Shape and form bled together with the endless motion, back and forth, back and forth, a creaking rope and the rustle of leaves that grew, and died, and grew again, all in the length of a breath. All seasons and all moments were as one to the Great Tree; a thousand thousand’s years could go by, and it would stand, roots in the earth, branches in the heavens, bridging all the worlds, as I hung, swaying, no more than another branch.
I had not slept; I had taken no food and no water, and for an ordinary mortal this ordeal would have meant death days ago. In all my travels, after so many battles won and lost and so much death and life renewed, I had learned one thing that could ensure victory no matter how bleak the outlook: patience.
So it was with patience that I looked up, idle-minded and only half awake, up into the twisted and woven branches that embraced the whole of Creation and would until the twilight of the universe. Left, and right, up, and down, shifting in and out of patterns…a lattice of good, living wood, speaking its wordless language to a captive audience who could not hear it.
And yet…
Words had no meaning when there was no one to speak with; now, it seemed, there was, and I was unable understand. I let my mind fall open, seeking without reaching, welcoming whatever the Tree would say; and it seemed that the Old Weavers themselves had spun their threads among the twigs and tattered leaves, for they moved in and out of the same shapes over and over, dancing in and out of my sight to the rhythm of the wind of ages. Was there meaning in it? Could I learn to speak the tongue of the Great Tree, and if I did, would it answer my call?

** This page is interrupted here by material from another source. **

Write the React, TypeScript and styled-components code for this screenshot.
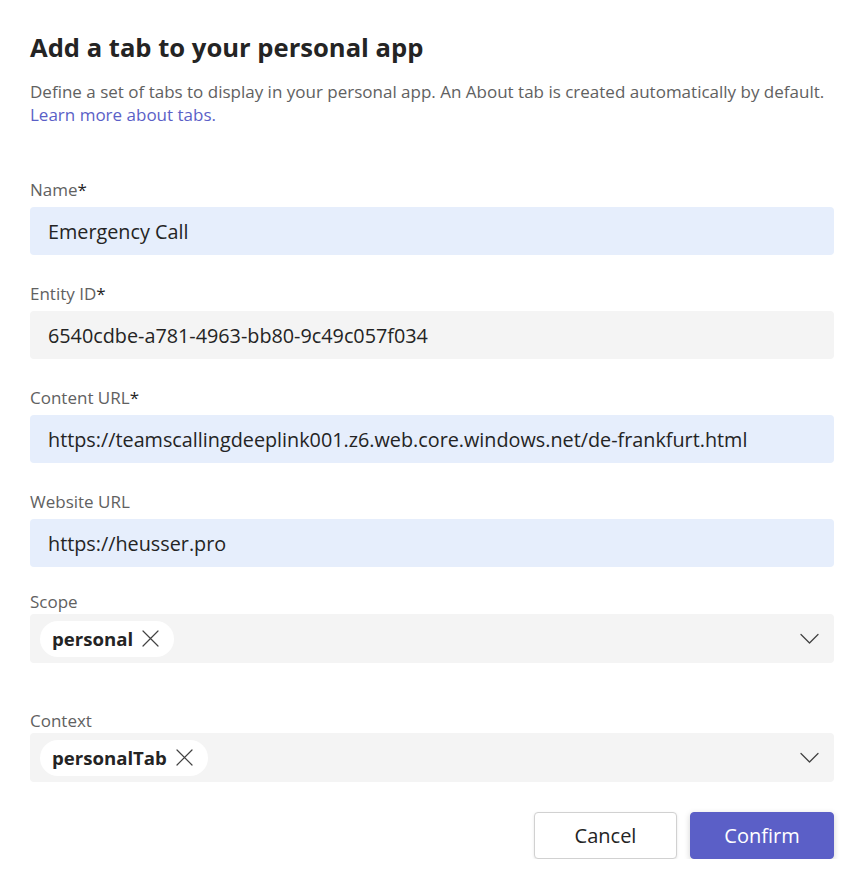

And there…there…the first one came, three slender branches taking its form again and again, while in my mind an image formed: a cow, grazing in the fields beyond the verdant hills of my homeland. It lifted its liquid brown eyes to mine, and I could see reflected in them three branches, forming a shape, a sound, a letter--
Fehu.
One by one, each weaving itself in and out, over and under, throughout the vast canopy above and within the twining roots far below, I saw them. I spoke their names, the first sounds I had uttered in nine days and nine nights. Their shapes burned into me like brands, searing my thoughts, banishing all else, until nothing remained but them, their meaning, their creation. They were the language of the Earth, the stars, the mystery of Fire and the shine of sunlight on ice; they described, encircled, embodied all, as did the Tree that yielded them up to me.
Uruz. Wunjo.
Jera. Tyr.
Dagalaz. Othila.
Eight, and eight, and eight more…and when all had appeared before me, the whole litany danced again, this time in a circle, then a spiral, turning sunwise as the year turns, yet faster, and faster, until it seemed the universe itself shook beneath their power.
It was then that I heard a cracking, felt the jolt downward as the branch began to break under my weight, but it was a distant, unimportant thing. I felt the air rush past me, whistling, and heard myself singing out the names again, each one in its turn around the spiral, and as the last one’s name left my lips I felt the ground rise up to meet me, and I fell to the Earth, laughing.
And when I opened my eyes again, to see the grass and the world righted in my sight, my gaze lit upon a small sliver of wood that looked as though it had fallen from the Tree with me. Marked upon it was the first symbol, and nearby lay the second. I reached out with a weakened, trembling hand, felt my fingers close around the symbol, felt its life as the life returned to my battered body. Another fell close at hand, and another, and another; the Tree rained down the Runes to me, and I drank them in like water, pouring their language through me as, over the verdant rise that scrolled out from where I lay, a swift sunrise turned into golden morning, and the hills called me home to rest.
OMG!!!
You so rock!!
Can i haves it??
Maybe written in your own hand?!?!
Love Always,
MHB
Posted by: Mr. Wednesday | June 19, 2008 at 05:42 AM
Beautiful!!! Your words would make the Old Man proud. As a long time student of the runes, I will be very interested in your Wednesday posts. I am starting a new runic year in a few days, and I have come to the conclusion that I need to start to add my own interpretations on top of what I have learned from books. I look forward to your thoughts.
Posted by: Christine | June 19, 2008 at 03:13 PM
WOW.
Amazing story Dianne!!! That is beautiful.
Posted by: Danmara | June 19, 2008 at 05:07 PM
Dianne - this is beautiful. Thank you for posting it. I have a set of runes that have been sitting on my altar for quite some time now....you've inspired me to start working with them again!
Posted by: Amy | June 19, 2008 at 08:38 PM
Gorgeous! I'm looking forward to this series of posts. I remember reading some of what you wrote about the runes in your old email newsletter.
I'm teaching myself various forms of tarot, but the runes are what I currently know first and best.